Results

2014. During the second year, the activity of PRINCESS has focused on the following main directions: 

(1) We have continued the study of the g-leakage measures, which use gain functions g to model the operational scenario in which an adversary operates, and the criteria for evaluating the effectiveness of its attacks. We have considered both additive and multiplicative notions of leakage, and we have investigated upper bounds and their computability. Furthermore we have been able to give a complete characterization of the information order in the probabilistic case, in terms of channel composition refiniment and of a geometric interpretation of the g-leakage, thus extending the standard theory of the lattice of information. The results of this investigation have appeared in POST 2014 and in CSF 2014. This work has involved researchers from all the three original sites: INRIA, Upenn (UFMG), and FIU, and from the new Australian sites (Nicta and McQuaire). 

(2) We have extended our geo-indistinguishability approach to location privacy to traces. Geo-indistinguishability is based on the idea of obfuscating teh real location by adding laplacian noise. The main challenge in the extension to traces is that when several correlated locations are reported, the privacy protection level degrades quickly, or conversely, the noise to add becomes so large that the utility is decreases dramatically. Our proposal consists in using a prediction function that makes unnecessary the reporting of correlated locations within certain limits. The result of our study have appeared in PETS 2014

(3) We have investigated an extension of the bisimulation metric for concurrent processes, based on the Kantoriovich lifting, that will allow to model check properties on traces based on arbitrary distance between their probablity distribution. We have investigated in particular the application to differential privacy, which is obtained by instantiating the distance to the highest ratio between two points in the conditional distribution. The results of this study have appeared in CONCUR 2014.  

(4) We are investigating an axiomatization for the notion of vulnerability in the g-leakage approach, and the relation with the axiomatic systems defining Shannon and Renyi information theory, which have been the foundations of the most popular proposal for (quantitative) language-based security. The goal is to provide an axiomatically structured view of the field. 

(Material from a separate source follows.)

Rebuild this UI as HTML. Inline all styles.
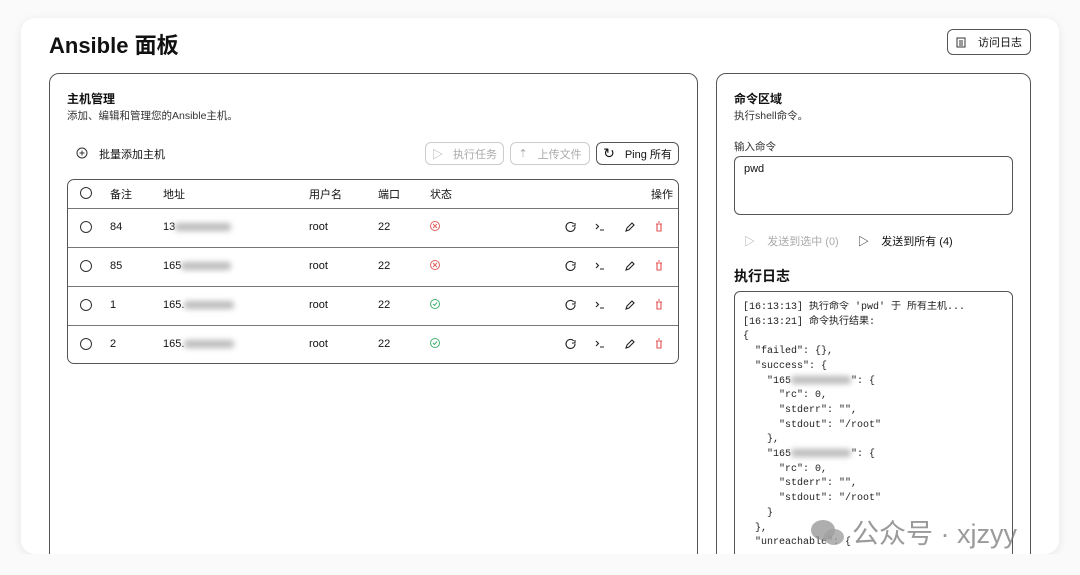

2013. During the first year, the activity of PRINCESS has focused on the following main directions: 

(1) The study of an extention of the notion of differential privacy. The property of differential privacy implicitly relies on the Hamming distance between databases. We have extended it to arbitrary metrics, thus obtaining a principle that can be applied to any domain equipped with a notion of distance. The results of this study have appeared in the symposium PETS 2013

(2) We have applied the generalized notion of differential privacy to the specific case of geographic data, and we have developed a method that allows to use location-based services while maintaining a certain degree of privacy. The results of this work have appeared in the conference CCS 2013

(3) We have continued our investigation of the relation between differential privacy and quantitative information flow, and shown that differential privacy induces a bound on the amount of information leakage. This work has involved researchers from two partners sites: INRIA and Upenn. The paper containing the results of this study has been accepted for publication on the Journal of Computer Security

(4) There is growing recognition that different models of adversaries lead to different leakage measures. We have investigated the g-leakage measures, which use gain functions g to model the operational scenario in which an adversary operates, and the criteria for evaluating the effectiveness of its attacks. We have shown that the strong g-leakage ordering and composition refinement coincide, giving us a partial order that has both structural and leakage-testing significance. This work has involved researchers from all the three partners sites: INRIA, Upenn, and FIU.